My mom is my best friend, so anything that’s deep dark, that Unsolved Mysteries type sh-t, I go to her because I don’t trust anybody. But as far as girlfriends and friendships go, I have different friend groups. And honestly, I love navigating that space.
If you don’t mind me asking, what is the something different that you received from your relationship with Chanel Ayan that you might be mourning presently?
You know what? To be honest, it really was like a breakup. It really was like a breakup. And I do miss her. There are so many things. We used to talk on the phone all the time. So there are still moments when I’m like, oh my God, Ayan would’ve loved this. And she would’ve told me to do it this way, or she would’ve been the perfect person to go to this event with. But at the same time, I’m so big on loyalty that I feel until we have some real serious conversations, I can find somebody else to turn up with.

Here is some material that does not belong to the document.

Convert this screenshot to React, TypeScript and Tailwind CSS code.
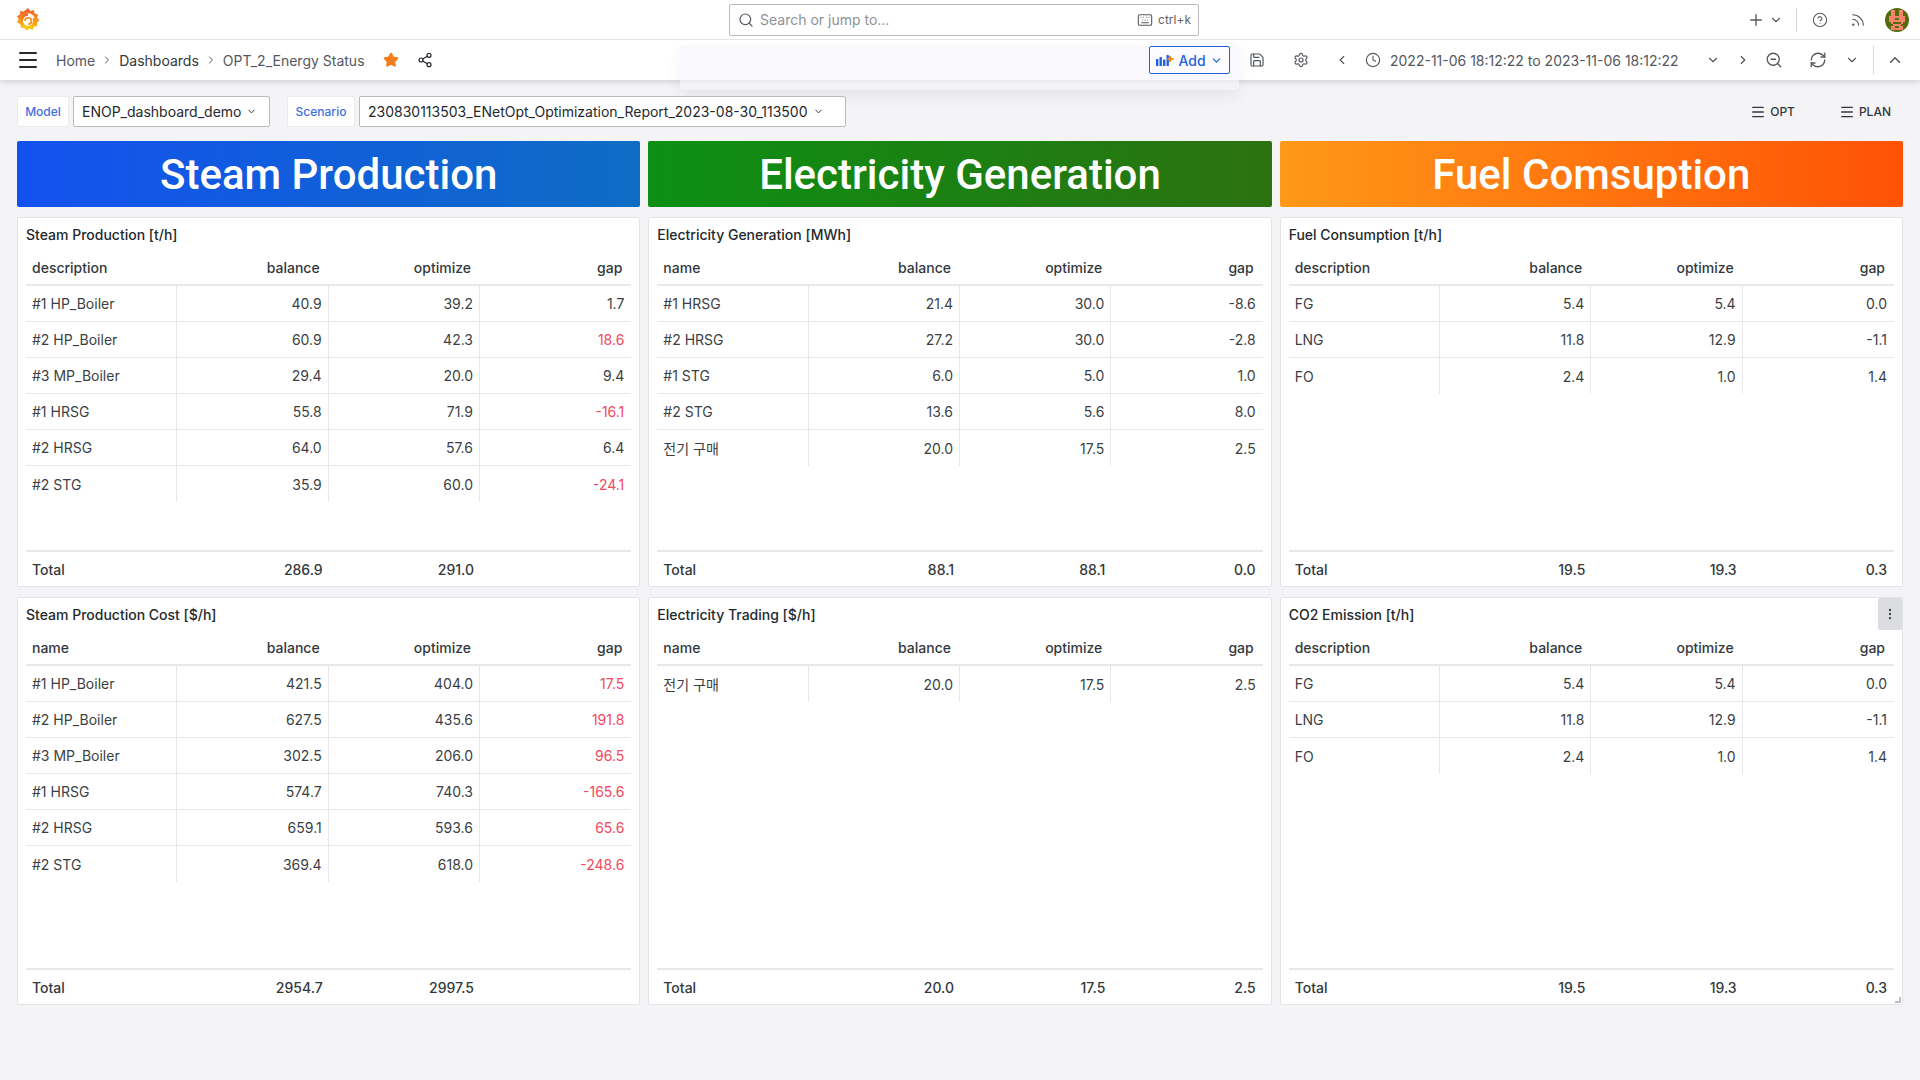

Lastly, I wanted to ask you, what’s next for you?
An epic, epic, epic Season 2 of The Real Housewives of Dubai. Otherwise, I’m just living my best life. I’m really just trying to be present. I’m not trying to put too much pressure on myself or add too much else to the basket, but I’m so open. This year, my resolution was to be open and embody everything that I feel will elevate me in any way, whether it’s spiritually, whether it’s physically, I’m just about that this year. And so for me, I’m open to trying new things. I’m open to stepping outside of my comfort zone, and we’ll see.
I love that you said that because I think we do always feel the pressure to be like, yeah, so what’s next? It’s really commendable to be like, well, actually, I’m just chilling. I’m living in the present.
I lost my brother a few years ago, and I remember one of the things that he always said to me was to live in the moment. I think I’m just finally getting over that grief and finally listening to him and tapping into that as much as possible.
The Real Housewives of Dubai, starting Tuesday, June 11, will move to its regular timeslot of Tuesdays at 9 p.m. ET/PT on Bravo.